In this exercise, reproduce all the entries that follow exactly.
━━━━━ Data to use
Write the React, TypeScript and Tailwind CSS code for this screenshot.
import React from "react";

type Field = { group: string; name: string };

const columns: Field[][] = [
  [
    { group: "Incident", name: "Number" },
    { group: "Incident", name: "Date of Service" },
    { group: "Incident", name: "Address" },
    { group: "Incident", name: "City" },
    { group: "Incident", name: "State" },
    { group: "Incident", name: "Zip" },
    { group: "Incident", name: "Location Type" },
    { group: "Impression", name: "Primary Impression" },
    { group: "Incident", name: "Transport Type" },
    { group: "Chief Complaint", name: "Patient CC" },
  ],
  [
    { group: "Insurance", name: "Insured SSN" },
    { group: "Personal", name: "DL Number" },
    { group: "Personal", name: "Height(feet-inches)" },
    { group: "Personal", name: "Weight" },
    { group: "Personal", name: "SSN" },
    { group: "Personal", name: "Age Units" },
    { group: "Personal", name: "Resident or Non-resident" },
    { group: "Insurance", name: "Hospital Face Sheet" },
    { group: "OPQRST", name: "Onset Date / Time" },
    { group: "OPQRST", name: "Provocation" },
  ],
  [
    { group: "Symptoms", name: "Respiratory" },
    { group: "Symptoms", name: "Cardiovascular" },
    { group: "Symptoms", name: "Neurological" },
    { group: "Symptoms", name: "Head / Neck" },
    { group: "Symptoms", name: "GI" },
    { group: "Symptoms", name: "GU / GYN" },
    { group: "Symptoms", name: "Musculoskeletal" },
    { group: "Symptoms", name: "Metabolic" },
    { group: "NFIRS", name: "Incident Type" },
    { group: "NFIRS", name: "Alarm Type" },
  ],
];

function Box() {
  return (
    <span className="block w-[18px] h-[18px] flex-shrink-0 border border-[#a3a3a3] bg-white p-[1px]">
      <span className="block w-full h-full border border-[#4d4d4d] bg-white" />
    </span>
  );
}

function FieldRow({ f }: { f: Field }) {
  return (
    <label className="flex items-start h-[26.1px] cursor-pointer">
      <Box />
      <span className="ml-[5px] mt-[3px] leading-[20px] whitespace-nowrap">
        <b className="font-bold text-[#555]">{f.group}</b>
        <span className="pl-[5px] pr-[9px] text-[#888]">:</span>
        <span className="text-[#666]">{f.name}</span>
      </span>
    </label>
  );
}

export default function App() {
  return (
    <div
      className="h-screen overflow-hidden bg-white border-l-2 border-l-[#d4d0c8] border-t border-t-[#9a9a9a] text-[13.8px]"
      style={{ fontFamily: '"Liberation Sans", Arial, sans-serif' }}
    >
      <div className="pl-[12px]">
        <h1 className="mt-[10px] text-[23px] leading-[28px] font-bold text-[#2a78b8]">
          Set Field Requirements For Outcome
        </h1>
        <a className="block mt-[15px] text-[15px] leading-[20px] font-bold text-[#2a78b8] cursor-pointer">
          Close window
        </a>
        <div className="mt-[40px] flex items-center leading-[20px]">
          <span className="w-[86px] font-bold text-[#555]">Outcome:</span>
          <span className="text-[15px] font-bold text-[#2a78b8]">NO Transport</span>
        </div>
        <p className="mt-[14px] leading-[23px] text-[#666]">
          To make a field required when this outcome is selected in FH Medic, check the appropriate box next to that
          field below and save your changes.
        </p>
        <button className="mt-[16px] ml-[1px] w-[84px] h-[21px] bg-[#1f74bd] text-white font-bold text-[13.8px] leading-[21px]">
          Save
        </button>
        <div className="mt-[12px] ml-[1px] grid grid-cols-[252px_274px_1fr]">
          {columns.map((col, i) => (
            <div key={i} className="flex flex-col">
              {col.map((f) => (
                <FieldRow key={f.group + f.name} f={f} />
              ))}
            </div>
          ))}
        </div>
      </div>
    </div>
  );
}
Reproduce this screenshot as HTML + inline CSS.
━━━━━━━━━━
[Answer to this task]:
Write the React, TypeScript and Tailwind CSS code for this screenshot.
import React from "react";

type Field = { group: string; name: string };

const columns: Field[][] = [
  [
    { group: "Incident", name: "Number" },
    { group: "Incident", name: "Date of Service" },
    { group: "Incident", name: "Address" },
    { group: "Incident", name: "City" },
    { group: "Incident", name: "State" },
    { group: "Incident", name: "Zip" },
    { group: "Incident", name: "Location Type" },
    { group: "Impression", name: "Primary Impression" },
    { group: "Incident", name: "Transport Type" },
    { group: "Chief Complaint", name: "Patient CC" },
  ],
  [
    { group: "Insurance", name: "Insured SSN" },
    { group: "Personal", name: "DL Number" },
    { group: "Personal", name: "Height(feet-inches)" },
    { group: "Personal", name: "Weight" },
    { group: "Personal", name: "SSN" },
    { group: "Personal", name: "Age Units" },
    { group: "Personal", name: "Resident or Non-resident" },
    { group: "Insurance", name: "Hospital Face Sheet" },
    { group: "OPQRST", name: "Onset Date / Time" },
    { group: "OPQRST", name: "Provocation" },
  ],
  [
    { group: "Symptoms", name: "Respiratory" },
    { group: "Symptoms", name: "Cardiovascular" },
    { group: "Symptoms", name: "Neurological" },
    { group: "Symptoms", name: "Head / Neck" },
    { group: "Symptoms", name: "GI" },
    { group: "Symptoms", name: "GU / GYN" },
    { group: "Symptoms", name: "Musculoskeletal" },
    { group: "Symptoms", name: "Metabolic" },
    { group: "NFIRS", name: "Incident Type" },
    { group: "NFIRS", name: "Alarm Type" },
  ],
];

function Box() {
  return (
    <span className="block w-[18px] h-[18px] flex-shrink-0 border border-[#a3a3a3] bg-white p-[1px]">
      <span className="block w-full h-full border border-[#4d4d4d] bg-white" />
    </span>
  );
}

function FieldRow({ f }: { f: Field }) {
  return (
    <label className="flex items-start h-[26.1px] cursor-pointer">
      <Box />
      <span className="ml-[5px] mt-[3px] leading-[20px] whitespace-nowrap">
        <b className="font-bold text-[#555]">{f.group}</b>
        <span className="pl-[5px] pr-[9px] text-[#888]">:</span>
        <span className="text-[#666]">{f.name}</span>
      </span>
    </label>
  );
}

export default function App() {
  return (
    <div
      className="h-screen overflow-hidden bg-white border-l-2 border-l-[#d4d0c8] border-t border-t-[#9a9a9a] text-[13.8px]"
      style={{ fontFamily: '"Liberation Sans", Arial, sans-serif' }}
    >
      <div className="pl-[12px]">
        <h1 className="mt-[10px] text-[23px] leading-[28px] font-bold text-[#2a78b8]">
          Set Field Requirements For Outcome
        </h1>
        <a className="block mt-[15px] text-[15px] leading-[20px] font-bold text-[#2a78b8] cursor-pointer">
          Close window
        </a>
        <div className="mt-[40px] flex items-center leading-[20px]">
          <span className="w-[86px] font-bold text-[#555]">Outcome:</span>
          <span className="text-[15px] font-bold text-[#2a78b8]">NO Transport</span>
        </div>
        <p className="mt-[14px] leading-[23px] text-[#666]">
          To make a field required when this outcome is selected in FH Medic, check the appropriate box next to that
          field below and save your changes.
        </p>
        <button className="mt-[16px] ml-[1px] w-[84px] h-[21px] bg-[#1f74bd] text-white font-bold text-[13.8px] leading-[21px]">
          Save
        </button>
        <div className="mt-[12px] ml-[1px] grid grid-cols-[252px_274px_1fr]">
          {columns.map((col, i) => (
            <div key={i} className="flex flex-col">
              {col.map((f) => (
                <FieldRow key={f.group + f.name} f={f} />
              ))}
            </div>
          ))}
        </div>
      </div>
    </div>
  );
}
Reproduce this screenshot as HTML + inline CSS.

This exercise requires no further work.